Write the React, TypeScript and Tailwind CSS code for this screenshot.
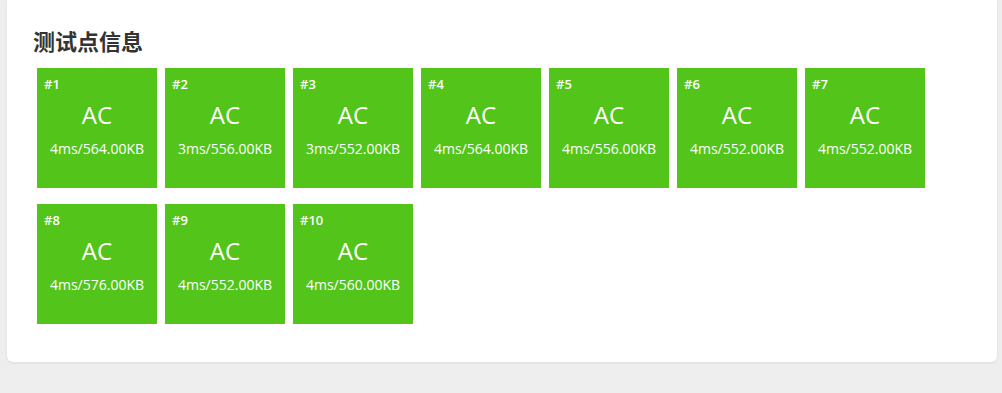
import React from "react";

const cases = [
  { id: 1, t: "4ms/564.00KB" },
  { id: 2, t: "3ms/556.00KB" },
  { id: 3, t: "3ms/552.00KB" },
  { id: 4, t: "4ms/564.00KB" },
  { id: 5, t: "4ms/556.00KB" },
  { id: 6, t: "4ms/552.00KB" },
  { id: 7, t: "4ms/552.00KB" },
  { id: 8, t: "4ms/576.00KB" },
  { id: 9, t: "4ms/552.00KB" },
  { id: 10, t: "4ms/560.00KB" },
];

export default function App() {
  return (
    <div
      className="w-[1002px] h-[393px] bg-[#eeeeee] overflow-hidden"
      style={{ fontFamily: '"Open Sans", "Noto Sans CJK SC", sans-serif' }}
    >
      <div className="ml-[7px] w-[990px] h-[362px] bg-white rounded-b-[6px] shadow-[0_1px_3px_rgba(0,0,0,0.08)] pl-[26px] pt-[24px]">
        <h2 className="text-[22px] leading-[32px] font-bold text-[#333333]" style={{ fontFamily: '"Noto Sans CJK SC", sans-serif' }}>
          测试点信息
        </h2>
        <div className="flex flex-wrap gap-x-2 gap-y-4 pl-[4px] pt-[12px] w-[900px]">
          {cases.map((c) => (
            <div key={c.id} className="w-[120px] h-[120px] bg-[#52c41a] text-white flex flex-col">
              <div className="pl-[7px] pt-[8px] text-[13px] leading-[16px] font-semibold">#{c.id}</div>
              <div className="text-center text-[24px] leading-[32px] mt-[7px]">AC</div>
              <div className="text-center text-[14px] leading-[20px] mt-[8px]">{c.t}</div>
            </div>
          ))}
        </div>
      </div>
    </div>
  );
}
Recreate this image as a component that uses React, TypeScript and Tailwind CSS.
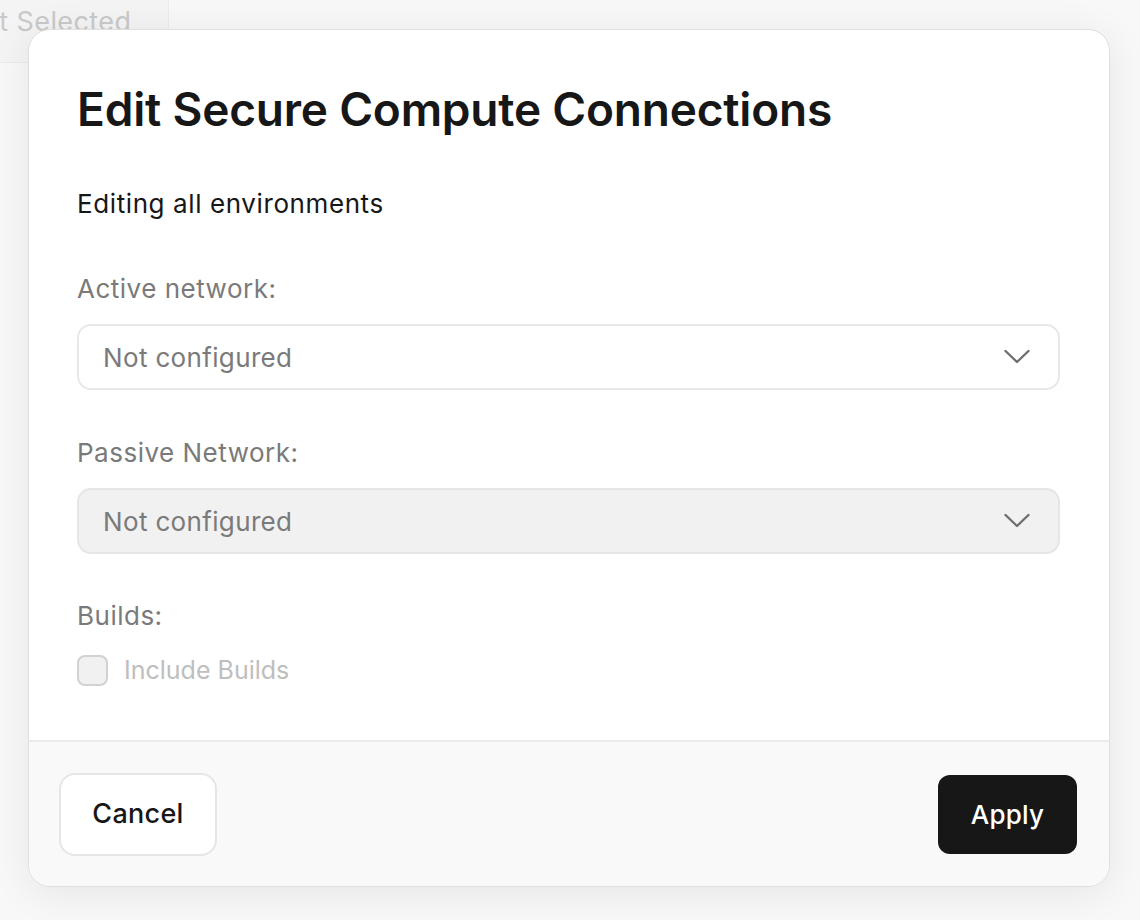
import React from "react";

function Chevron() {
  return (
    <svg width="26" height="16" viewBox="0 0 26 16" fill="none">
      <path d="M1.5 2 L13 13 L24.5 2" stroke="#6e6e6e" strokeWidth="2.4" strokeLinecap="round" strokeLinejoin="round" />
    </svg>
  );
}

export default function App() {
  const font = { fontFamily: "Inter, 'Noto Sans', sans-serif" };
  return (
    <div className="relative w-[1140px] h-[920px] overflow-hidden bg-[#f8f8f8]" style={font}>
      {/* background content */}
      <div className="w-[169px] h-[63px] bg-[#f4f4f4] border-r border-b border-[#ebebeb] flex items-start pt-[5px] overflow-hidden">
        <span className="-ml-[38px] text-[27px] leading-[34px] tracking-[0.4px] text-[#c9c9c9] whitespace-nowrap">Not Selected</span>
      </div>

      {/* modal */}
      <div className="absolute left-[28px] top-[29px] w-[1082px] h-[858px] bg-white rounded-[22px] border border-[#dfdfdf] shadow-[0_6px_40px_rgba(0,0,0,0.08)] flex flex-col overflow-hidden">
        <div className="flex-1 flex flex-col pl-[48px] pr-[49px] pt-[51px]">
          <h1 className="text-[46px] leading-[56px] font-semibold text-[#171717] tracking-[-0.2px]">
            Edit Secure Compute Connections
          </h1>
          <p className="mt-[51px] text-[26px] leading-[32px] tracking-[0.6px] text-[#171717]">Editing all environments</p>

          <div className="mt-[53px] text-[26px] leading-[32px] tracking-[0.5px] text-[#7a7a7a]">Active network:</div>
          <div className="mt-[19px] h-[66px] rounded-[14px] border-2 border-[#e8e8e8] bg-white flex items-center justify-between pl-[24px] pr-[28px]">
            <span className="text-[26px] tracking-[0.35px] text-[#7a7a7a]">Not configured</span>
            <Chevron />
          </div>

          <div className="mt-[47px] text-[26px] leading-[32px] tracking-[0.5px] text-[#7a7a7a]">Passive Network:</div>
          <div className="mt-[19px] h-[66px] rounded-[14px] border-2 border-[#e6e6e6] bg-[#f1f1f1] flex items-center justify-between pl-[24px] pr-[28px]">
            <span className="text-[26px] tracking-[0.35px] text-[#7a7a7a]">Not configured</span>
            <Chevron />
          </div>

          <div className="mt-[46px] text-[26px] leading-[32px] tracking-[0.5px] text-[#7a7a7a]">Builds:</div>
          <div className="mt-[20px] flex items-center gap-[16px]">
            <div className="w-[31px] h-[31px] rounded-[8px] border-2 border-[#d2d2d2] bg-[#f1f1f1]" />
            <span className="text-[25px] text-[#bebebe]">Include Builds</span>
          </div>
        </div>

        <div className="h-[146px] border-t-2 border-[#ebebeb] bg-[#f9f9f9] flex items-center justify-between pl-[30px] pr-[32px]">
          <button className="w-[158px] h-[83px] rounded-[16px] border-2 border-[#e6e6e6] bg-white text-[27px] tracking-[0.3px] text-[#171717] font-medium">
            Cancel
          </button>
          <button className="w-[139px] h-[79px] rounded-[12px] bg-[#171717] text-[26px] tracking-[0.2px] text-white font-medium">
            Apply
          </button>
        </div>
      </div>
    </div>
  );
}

+++++

Exercise - Every entry must be written out exactly, with all pictures left out.

Solution to this exercise -
Write the React, TypeScript and Tailwind CSS code for this screenshot.
import React from "react";

const cases = [
  { id: 1, t: "4ms/564.00KB" },
  { id: 2, t: "3ms/556.00KB" },
  { id: 3, t: "3ms/552.00KB" },
  { id: 4, t: "4ms/564.00KB" },
  { id: 5, t: "4ms/556.00KB" },
  { id: 6, t: "4ms/552.00KB" },
  { id: 7, t: "4ms/552.00KB" },
  { id: 8, t: "4ms/576.00KB" },
  { id: 9, t: "4ms/552.00KB" },
  { id: 10, t: "4ms/560.00KB" },
];

export default function App() {
  return (
    <div
      className="w-[1002px] h-[393px] bg-[#eeeeee] overflow-hidden"
      style={{ fontFamily: '"Open Sans", "Noto Sans CJK SC", sans-serif' }}
    >
      <div className="ml-[7px] w-[990px] h-[362px] bg-white rounded-b-[6px] shadow-[0_1px_3px_rgba(0,0,0,0.08)] pl-[26px] pt-[24px]">
        <h2 className="text-[22px] leading-[32px] font-bold text-[#333333]" style={{ fontFamily: '"Noto Sans CJK SC", sans-serif' }}>
          测试点信息
        </h2>
        <div className="flex flex-wrap gap-x-2 gap-y-4 pl-[4px] pt-[12px] w-[900px]">
          {cases.map((c) => (
            <div key={c.id} className="w-[120px] h-[120px] bg-[#52c41a] text-white flex flex-col">
              <div className="pl-[7px] pt-[8px] text-[13px] leading-[16px] font-semibold">#{c.id}</div>
              <div className="text-center text-[24px] leading-[32px] mt-[7px]">AC</div>
              <div className="text-center text-[14px] leading-[20px] mt-[8px]">{c.t}</div>
            </div>
          ))}
        </div>
      </div>
    </div>
  );
}
Recreate this image as a component that uses React, TypeScript and Tailwind CSS.
import React from "react";

function Chevron() {
  return (
    <svg width="26" height="16" viewBox="0 0 26 16" fill="none">
      <path d="M1.5 2 L13 13 L24.5 2" stroke="#6e6e6e" strokeWidth="2.4" strokeLinecap="round" strokeLinejoin="round" />
    </svg>
  );
}

export default function App() {
  const font = { fontFamily: "Inter, 'Noto Sans', sans-serif" };
  return (
    <div className="relative w-[1140px] h-[920px] overflow-hidden bg-[#f8f8f8]" style={font}>
      {/* background content */}
      <div className="w-[169px] h-[63px] bg-[#f4f4f4] border-r border-b border-[#ebebeb] flex items-start pt-[5px] overflow-hidden">
        <span className="-ml-[38px] text-[27px] leading-[34px] tracking-[0.4px] text-[#c9c9c9] whitespace-nowrap">Not Selected</span>
      </div>

      {/* modal */}
      <div className="absolute left-[28px] top-[29px] w-[1082px] h-[858px] bg-white rounded-[22px] border border-[#dfdfdf] shadow-[0_6px_40px_rgba(0,0,0,0.08)] flex flex-col overflow-hidden">
        <div className="flex-1 flex flex-col pl-[48px] pr-[49px] pt-[51px]">
          <h1 className="text-[46px] leading-[56px] font-semibold text-[#171717] tracking-[-0.2px]">
            Edit Secure Compute Connections
          </h1>
          <p className="mt-[51px] text-[26px] leading-[32px] tracking-[0.6px] text-[#171717]">Editing all environments</p>

          <div className="mt-[53px] text-[26px] leading-[32px] tracking-[0.5px] text-[#7a7a7a]">Active network:</div>
          <div className="mt-[19px] h-[66px] rounded-[14px] border-2 border-[#e8e8e8] bg-white flex items-center justify-between pl-[24px] pr-[28px]">
            <span className="text-[26px] tracking-[0.35px] text-[#7a7a7a]">Not configured</span>
            <Chevron />
          </div>

          <div className="mt-[47px] text-[26px] leading-[32px] tracking-[0.5px] text-[#7a7a7a]">Passive Network:</div>
          <div className="mt-[19px] h-[66px] rounded-[14px] border-2 border-[#e6e6e6] bg-[#f1f1f1] flex items-center justify-between pl-[24px] pr-[28px]">
            <span className="text-[26px] tracking-[0.35px] text-[#7a7a7a]">Not configured</span>
            <Chevron />
          </div>

          <div className="mt-[46px] text-[26px] leading-[32px] tracking-[0.5px] text-[#7a7a7a]">Builds:</div>
          <div className="mt-[20px] flex items-center gap-[16px]">
            <div className="w-[31px] h-[31px] rounded-[8px] border-2 border-[#d2d2d2] bg-[#f1f1f1]" />
            <span className="text-[25px] text-[#bebebe]">Include Builds</span>
          </div>
        </div>

        <div className="h-[146px] border-t-2 border-[#ebebeb] bg-[#f9f9f9] flex items-center justify-between pl-[30px] pr-[32px]">
          <button className="w-[158px] h-[83px] rounded-[16px] border-2 border-[#e6e6e6] bg-white text-[27px] tracking-[0.3px] text-[#171717] font-medium">
            Cancel
          </button>
          <button className="w-[139px] h-[79px] rounded-[12px] bg-[#171717] text-[26px] tracking-[0.2px] text-white font-medium">
            Apply
          </button>
        </div>
      </div>
    </div>
  );
}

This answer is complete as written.